Explanation is hereinbelow given as to operations per pixel cycle (1CLK (clock)) of the conventional CCD type image sensor. As shown in FIGS. 8 and 9, φH1 is at High level during a time T1. Therefore, no charge is transferred from the horizontal CCD 101 to the detection diode 102. As a result, the transfer charge is accumulated under the φH1 gate. On the other hand, φR is also at High level, and thereby a voltage of the detection diode 102 is fixed to a voltage of the reset drain RD.
During a time T2, φR is at Low level, and thereby the voltage of the detection diode 102 enters a floating state.
During a time T3, φH1 is at Low level, and thereby the charge accumulated under the φH1 gate is transferred under an output gate OG to the detection diode 102. The transferred charge is converted into a voltage with use of the detection capacitor 103 in the detection diode 102.
If a difference signal between the time T2 and the time T3 is read by a subsequent clamp circuit, differential amplifier, CDS (Correlated Double Sampling) circuit or the like, then an effective signal is read. Given that the transfer charge is Qsig, an output voltage Vsig is expressed as:Vsig=G·Qsig/CFD  (Ex. 1)where CFD represents the value of the detection capacitor, and G represents the gain of the source follower circuit, the gain having a value of about 0.8 to 0.9.
Generally, a voltage of about 1 V is applied to the output gate OG, a voltage of about 12 V is applied to the reset drain RD and the output drain OD, and a direct-current voltage of about 0.8 V is applied as a bias.

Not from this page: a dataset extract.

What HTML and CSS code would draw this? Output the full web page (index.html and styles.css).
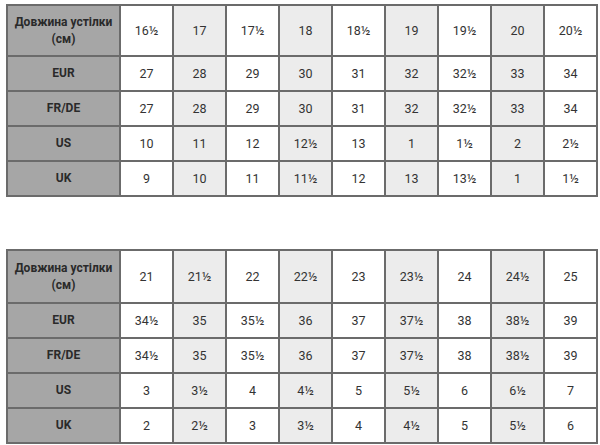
FILE: index.html
```html
<!DOCTYPE html>
<html>
<head>
<meta charset="utf-8">
<link rel="stylesheet" href="styles.css">
</head>
<body>
<div class="page">
<table class="size-table">
  <colgroup><col class="c-head"><col span="9" class="c-val"></colgroup>
  <tr class="r-top"><th>Довжина устілки<br>(см)</th><td>16½</td><td class="alt">17</td><td>17½</td><td class="alt">18</td><td>18½</td><td class="alt">19</td><td>19½</td><td class="alt">20</td><td>20½</td></tr>
  <tr><th>EUR</th><td>27</td><td class="alt">28</td><td>29</td><td class="alt">30</td><td>31</td><td class="alt">32</td><td>32½</td><td class="alt">33</td><td>34</td></tr>
  <tr><th>FR/DE</th><td>27</td><td class="alt">28</td><td>29</td><td class="alt">30</td><td>31</td><td class="alt">32</td><td>32½</td><td class="alt">33</td><td>34</td></tr>
  <tr><th>US</th><td>10</td><td class="alt">11</td><td>12</td><td class="alt">12½</td><td>13</td><td class="alt">1</td><td>1½</td><td class="alt">2</td><td>2½</td></tr>
  <tr><th>UK</th><td>9</td><td class="alt">10</td><td>11</td><td class="alt">11½</td><td>12</td><td class="alt">13</td><td>13½</td><td class="alt">1</td><td>1½</td></tr>
</table>
<table class="size-table second">
  <colgroup><col class="c-head"><col span="9" class="c-val"></colgroup>
  <tr class="r-top"><th>Довжина устілки<br>(см)</th><td>21</td><td class="alt">21½</td><td>22</td><td class="alt">22½</td><td>23</td><td class="alt">23½</td><td>24</td><td class="alt">24½</td><td>25</td></tr>
  <tr><th>EUR</th><td>34½</td><td class="alt">35</td><td>35½</td><td class="alt">36</td><td>37</td><td class="alt">37½</td><td>38</td><td class="alt">38½</td><td>39</td></tr>
  <tr><th>FR/DE</th><td>34½</td><td class="alt">35</td><td>35½</td><td class="alt">36</td><td>37</td><td class="alt">37½</td><td>38</td><td class="alt">38½</td><td>39</td></tr>
  <tr><th>US</th><td>3</td><td class="alt">3½</td><td>4</td><td class="alt">4½</td><td>5</td><td class="alt">5½</td><td>6</td><td class="alt">6½</td><td>7</td></tr>
  <tr><th>UK</th><td>2</td><td class="alt">2½</td><td>3</td><td class="alt">3½</td><td>4</td><td class="alt">4½</td><td>5</td><td class="alt">5½</td><td>6</td></tr>
</table>
</div>
</body>
</html>
```
FILE: styles.css
```css
html, body {
  margin: 0;
  padding: 0;
  background: #ffffff;
}
.page {
  padding: 4px 0 0 6px;
  display: flex;
  flex-direction: column;
  gap: 52px;
  align-items: flex-start;
}
.size-table {
  border-collapse: collapse;
  table-layout: fixed;
  width: 591px;
  font-family: Roboto, "DejaVu Sans", sans-serif;
  font-size: 12.5px;
  color: #333333;
}
.c-head { width: 113px; }
.c-val { width: 53px; }
.size-table th,
.size-table td {
  border: 2px solid #6b6b6b;
  text-align: center;
  vertical-align: middle;
  padding: 0;
  height: 33px;
}
.size-table th {
  background: #a6a6a6;
  font-weight: bold;
  font-size: 12px;
  color: #2a2a2a;
  line-height: 17px;
}
.size-table td { background: #ffffff; }
.size-table td.alt { background: #ececec; }
.size-table .r-top th,
.size-table .r-top td { height: 49px; }
.second .r-top th,
.second .r-top td { height: 51px; }
```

However, the conventional CCD type image sensor causes the following problems as to the construction and operation thereof. That is, given that CFD is a value of the detection capacitor 103 detected by detection diode 102, when signal charge Qsig from the horizontal CCD 101 is converted to a voltage signal Vsig, a charge-voltage conversion efficiency η is expressed as:η=Vsig/Qsig=G/CFD  (Ex. 2)
In the source follower circuit 104, the gain G is about 0.8 to 0.9. Therefore, so long as the circuit is the source follower circuit, the gain cannot be higher than 1.0. As the result, in order to enlarge the charge-voltage conversion efficiency η, the value CFD of the detection capacitor 103 needs to be reduced. CFD is a sum of a source junction capacitance of the reset transistor 105, a gate capacitance of the amplification transistor 106 and a junction capacitance to the substrate. However, the value of the gate capacitance of the amplification transistor 106 is dominative. Therefore, in order to reduce the gate capacitance of the amplification transistor 106, the size of the amplification transistor 106 is designed to be reduced as far as possible.
Meanwhile, the power of thermal noises and 1/f noises generated in the amplification transistor 106 are respectively expressed per unit frequency as:thermal noise power ∝1/gm∝1/√(CoxW/L)  (Ex. 3)1/f noise power∝1/(CoxLW)  (Ex. 4)
In the above expressions, gm represents the transconductance of the amplification transistor 106, W represents the gate width of the amplification transistor 106, L represents the gate length of the amplification transistor 106, and Cox represents a gate oxide film capacitance per unit area.
That is, the noises tend to relatively increase when the size of the amplification transistor 106 is reduced.
Accordingly, in order to reduce the noise components, a method for enlarging Cox by reducing the thickness of the oxide film is proposed (refer to JP H06-216385A).
However, when Cox is enlarged, the gate capacitance increases. Thereby, the charge-voltage conversion efficiency η is reduced on the contrary. That is to say, improvement in the charge-voltage conversion efficiency η and reduction in the noises generated in the amplification transistor 106 have a trade-off relationship.